I’m pretty obsessive about many things (ask me about my knitting sometime) and writing is one of those things. I write a lot. I wrote this book you’re holding twice. Literally. I’m not talking about the umpteen drafts I produced along the way. I mean there are more words in the trash file than there are, total, in the remaining book. They are unused words, words that didn’t make the cut. I learn what I know, what my characters need to know, by dancing around subjects, getting closer and closer to them until I know not only what I believe about the topics, but, more important, what my characters think of them. That takes a while. I’d love it if I were more of a planner. I’m working at getting better at that.
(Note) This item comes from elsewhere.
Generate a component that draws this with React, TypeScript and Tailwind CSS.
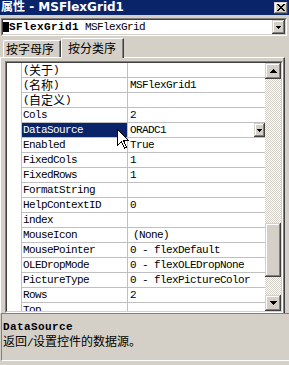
import React from "react";

const MONO = "font-['Liberation_Mono',monospace] text-[11px] tracking-[-0.6px]";
const RAISED =
  "shadow-[inset_-1px_-1px_#404040,inset_1px_1px_#d4d0c8,inset_-2px_-2px_#808080,inset_2px_2px_#ffffff]";

function C({ children }: { children: React.ReactNode }) {
  return (
    <span className="inline-block align-top h-[14px] leading-[14px] font-['Noto_Sans_CJK_SC',sans-serif] text-[12px] tracking-normal">
      {children}
    </span>
  );
}

function Tri({ up, w = 7 }: { up?: boolean; w?: number }) {
  const rows = Math.ceil(w / 2);
  const rects = [];
  for (let i = 0; i < rows; i++) {
    const y = up ? rows - 1 - i : i;
    rects.push(<rect key={i} x={i} y={y} width={w - 2 * i} height={1} fill="#000" />);
  }
  return (
    <svg width={w} height={rows} viewBox={`0 0 ${w} ${rows}`} shapeRendering="crispEdges">
      {rects}
    </svg>
  );
}

type Row = { name: React.ReactNode; value?: React.ReactNode; sel?: boolean; dd?: boolean };

export default function App() {
  const rows: Row[] = [
    { name: <>(<C>关于</C>)</> },
    { name: <>(<C>名称</C>)</>, value: "MSFlexGrid1" },
    { name: <>(<C>自定义</C>)</> },
    { name: "Cols", value: "2" },
    { name: "DataSource", value: "ORADC1", sel: true, dd: true },
    { name: "Enabled", value: "True" },
    { name: "FixedCols", value: "1" },
    { name: "FixedRows", value: "1" },
    { name: "FormatString" },
    { name: "HelpContextID", value: "0" },
    { name: "index" },
    { name: "MouseIcon", value: <span className="pl-[3px]">(None)</span> },
    { name: "MousePointer", value: "0 - flexDefault" },
    { name: "OLEDropMode", value: "0 - flexOLEDropNone" },
    { name: "PictureType", value: "0 - flexPictureColor" },
    { name: "Rows", value: "2" },
    { name: "Top" },
  ];

  return (
    <div className="relative w-[289px] h-[365px] overflow-hidden bg-[#d4d0c8] flex flex-col text-black">
      {/* Title bar */}
      <div className="h-[15px] shrink-0 bg-[#0a246a] flex items-center justify-between pl-[1px] pr-[1px]">
        <span className="text-white font-bold text-[12px] leading-[15px] font-['DejaVu_Sans','Noto_Sans_CJK_SC',sans-serif] whitespace-pre">
          属性 - MSFlexGrid1
        </span>
        <div className={`w-[14px] h-[12px] bg-[#d4d0c8] ${RAISED} flex items-center justify-center`}>
          <svg width="8" height="7" viewBox="0 0 8 7" shapeRendering="crispEdges">
            <path d="M0 0h2v1h-2zM6 0h2v1h-2zM1 1h2v1h-2zM5 1h2v1h-2zM2 2h4v1h-4zM3 3h2v1h-2zM2 4h4v1h-4zM1 5h2v1h-2zM5 5h2v1h-2zM0 6h2v1h-2zM6 6h2v1h-2z" fill="#000" />
          </svg>
        </div>
      </div>

      {/* Object combo */}
      <div className="mt-[3px] ml-[1px] w-[286px] h-[18px] shrink-0 border border-t-[#808080] border-l-[#808080] border-b-white border-r-white">
        <div className="h-full border border-t-[#404040] border-l-[#404040] border-b-[#d4d0c8] border-r-[#d4d0c8] bg-white flex items-center">
          <span className={`${MONO} leading-[14px] whitespace-pre flex items-center`}>
            <span className="inline-block w-[6px] h-[10px] bg-black text-black overflow-hidden leading-[10px]">M</span>
            <span className="font-bold tracking-[0.4px]">SFlexGrid1</span>
            <span> MSFlexGrid</span>
          </span>
          <div className={`ml-auto w-[13px] h-full bg-[#d4d0c8] ${RAISED} flex items-center justify-center`}>
            <Tri w={5} />
          </div>
        </div>
      </div>

      {/* Tabs */}
      <div className="mt-[2px] h-[19px] shrink-0 flex items-end pl-[3px]">
        <div className="w-[58px] h-[17px] border-l border-t border-r border-l-white border-t-white border-r-[#404040] shadow-[inset_-1px_0_#808080] rounded-tl-[2px] flex items-center pl-[2px]">
          <span className="font-['Noto_Sans_CJK_SC',sans-serif] text-[12px] leading-[14px]">按字母序</span>
        </div>
        <div className="relative z-10 w-[63px] h-[20px] mb-[-1px] bg-[#d4d0c8] border-l border-t border-r border-l-white border-t-white border-r-[#404040] shadow-[inset_-1px_0_#808080] rounded-tl-[2px] flex items-start pt-[2px] pl-[6px]">
          <span className="font-['Noto_Sans_CJK_SC',sans-serif] text-[12px] leading-[14px]">按分类序</span>
        </div>
      </div>

      {/* Tab page */}
      <div className="w-[285px] h-[256px] shrink-0 border-t border-l border-r border-t-white border-l-white border-r-[#404040] shadow-[inset_-1px_0_#808080] pt-[3px] pl-[4px]">
        <div className="w-[278px] h-[252px] border border-t-[#808080] border-l-[#808080] border-b-white border-r-white">
          <div className="h-full border border-t-[#404040] border-l-[#404040] border-b-[#d4d0c8] border-r-[#d4d0c8] flex">
            {/* gutter */}
            <div className="w-[14px] h-full bg-white" />
            {/* rows */}
            <div className="w-[244px] h-full bg-white flex flex-col overflow-hidden">
              {rows.map((r, i) => (
                <div key={i} className="flex h-[15px] shrink-0">
                  <div
                    className={`w-[107px] h-full border-l border-r border-b border-[#c0c0c0] pl-[1px] ${MONO} leading-[14px] whitespace-pre overflow-hidden ${
                      r.sel ? "bg-[#0a246a] text-white" : ""
                    }`}
                  >
                    {r.name}
                  </div>
                  <div className={`w-[137px] h-full border-b border-[#c0c0c0] pl-[2px] ${MONO} leading-[14px] whitespace-pre flex overflow-hidden`}>
                    <span>{r.value}</span>
                    {r.dd && (
                      <div className={`ml-auto w-[11px] h-[14px] bg-[#d4d0c8] ${RAISED} flex items-center justify-center`}>
                        <Tri w={5} />
                      </div>
                    )}
                  </div>
                </div>
              ))}
            </div>
            {/* scrollbar */}
            <div className="w-[16px] h-full flex flex-col">
              <div className={`h-[16px] shrink-0 bg-[#d4d0c8] ${RAISED} flex items-center justify-center`}>
                <Tri up />
              </div>
              <div className="flex-1 bg-[repeating-conic-gradient(#ffffff_0_25%,#d4d0c8_0_50%)] bg-[length:2px_2px] flex flex-col">
                <div className={`mt-[144px] h-[54px] bg-[#d4d0c8] ${RAISED}`} />
              </div>
              <div className={`h-[16px] shrink-0 bg-[#d4d0c8] ${RAISED} flex items-center justify-center`}>
                <Tri />
              </div>
            </div>
          </div>
        </div>
      </div>

      {/* Description */}
      <div className="ml-[1px] h-[48px] shrink-0 border-t border-l border-b border-t-[#808080] border-l-[#808080] border-b-white pt-[7px] pl-[1px]">
        <div className="font-['Liberation_Mono',monospace] text-[11px] font-bold tracking-[0.4px] leading-[13px]">DataSource</div>
        <div className="h-[14px] font-['Noto_Sans_CJK_SC',sans-serif] text-[12px] leading-[14px] whitespace-pre">
          返回<span className="font-['Liberation_Mono',monospace] text-[11px] tracking-[-0.6px]">/</span>设置控件的数据源。
        </div>
      </div>

      {/* Mouse cursor */}
      <svg className="absolute left-[117px] top-[129px]" width="12" height="20" viewBox="0 0 12 20" shapeRendering="crispEdges">
        <path d="M0.5 0.5 L0.5 16.5 L4.5 12.5 L7.5 19 L9.5 18 L6.5 11.5 L11.5 11.5 Z" fill="#fff" stroke="#000" strokeWidth="1" />
      </svg>
    </div>
  );
}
But I also love the not knowing. That’s the adventure of being a writer. Never being able to predict what’s going to come flying out of your fingers next. Mostly, it’s stuff that makes your eyes roll, stuff you know you’ll have to cut later. But sometimes, you look at the words and say, “Yes. That’s what I meant. Hell, that’s better than what I meant.”
I try not to forget what Stephen King said about writing being telepathy. I’m writing these words, and you are reading them. We’re not in the same room, but you’re hearing my actual thoughts. We are connected, right now. If that isn’t magic, I don’t know what is.
That’s what keeps me writing. That magic. The fact that Kate is at once a made-up, fictional character and, at the same time, a stand-in for anyone who has ever grieved. Which is, of course, every one of us. We are the same.
We are connected.
QUESTIONS FOR DISCUSSION
1. Pree’s first real question to Kate is “Why did you give me away?” Kate says she didn’t have any other options. Is this true? What different roads could Kate have taken? How would her life be different now?
2. The neurological condition of synesthesia can present itself in many forms: some people see colors in numbers, see time three-dimensionally, or hear music when they look at letters. The author of this book sees gender and color in letters and numbers, which inspired her to give Kate and Pree their own form of this condition. What does Kate and Pree’s shared synesthesia mean about them as characters? Do you have any form of it yourself, or know anyone who does?
3. Kate feels guilt about not telling Nolan about Pree the first time she sees him again as an adult. How much guilt do you think she should feel, given that she and Nolan weren’t together when she gave up the baby for adoption? How does the fact that they had another child together change this?
4. What effect does Kate’s mother, Sonia, have on her? How has it shaped her own experience of motherhood?
5. Nolan has formed a new road crew family in the time since he got out of prison. How does this shape his character throughout the book?
6. How would Kate’s life have been different if both Nolan and Robin had died that day?
7. What is Pree really looking for during the course of the book?
8. Can you forgive Kate for using the search window she confesses to opening?
9. Related to the last question, can you forgive Nolan for his decision in the garage?
10. Do you think Kate will be able to move forward now? Do you see the ending as happy or sad? Or something else?
11. Should Kate and Nolan have answered the e-mails Nolan received? What should they do next?